Trump told reporters Monday that a new program to relieve U.S. farmers’ pain is “being devised right now” and predicted that they will be “very happy.” The administration last year handed farmers aid worth $11 billion to offset losses from trade conflicts.
Trump seemed to suggest that the aid will make up for or partially cover the $15 billion that he said represented “the biggest purchase that China has ever made with our farmers.” In fact, U.S. farm exports to China approached $26 billion in both 2012 and 2013 and came in at $19.5 billion in 2017 before his trade war began taking a toll on agricultural sales to China.
The president’s allies in Congress scrambled to limit the damage to farm country.
Republican Sen. Chuck Grassley of Iowa said it is time for U.S. allies to “get in the game” to push China to the negotiating table. “China needs to get with it,” he said. “You can’t move these goalposts like they’re moving them and expect to be respected.”
The highest tariffs announced by China will apply to industrial chemicals, electronic equipment, precision machinery and hundreds of food products.
Beijing is running out of U.S. imports to penalize because of the lopsided trade balance between the world’s two largest economies. Chinese regulators have instead targeted American companies in China by slowing down the clearing of shipments through customs and the processing of business licenses.
Oxford Economics calculated that the higher tariffs will reduce the U.S. economy by 0.3% in 2020, a loss of $490 per American household.
Similarly, forecasters have warned that the U.S. tariff increases could set back a Chinese recovery that had appeared to be gaining traction. Growth in the world’s second-largest economy during the January-through-March period held steady at 6.4% compared with a year earlier, supported by higher government spending and bank lending.
The tensions “raise fresh doubts about this recovery path,” Morgan Stanley economists said.
The latest U.S. duties could knock 0.5 percentage points off annual Chinese economic growth, and that could widen to 1 percentage point if both sides extend penalties to all of each other’s exports, economists say. That would pull annual growth below 6%, raising the risk of politically dangerous job losses.
China’s state media tried to reassure businesses and consumers that the ruling Communist Party has the means to respond.

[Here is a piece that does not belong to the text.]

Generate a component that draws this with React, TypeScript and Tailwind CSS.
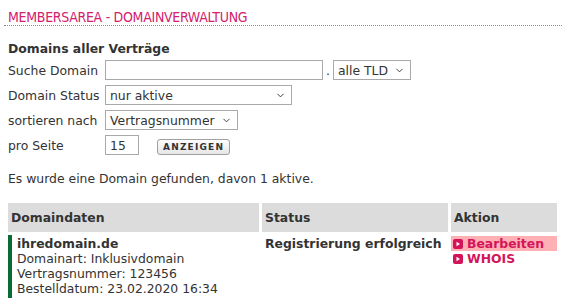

“There is nothing to be afraid of,” said the party newspaper People’s Daily. “The U.S.-instigated trade war against China is just a hurdle in China’s development process. It is no big deal.”
Trump has threatened to extend tariffs to the remaining $300 billion or so in Chinese tariffs that haven’t been targeted yet, but told reporters Monday: “I have not made that decision yet.”
The president started raising tariffs last July over complaints China steals or pressures foreign companies to hand over technology and unfairly subsidizes Chinese businesses that are striving to become global leaders in robotics and other technology.
A stumbling block has been U.S. insistence on an enforcement mechanism with penalties to ensure Beijing carries out its commitments.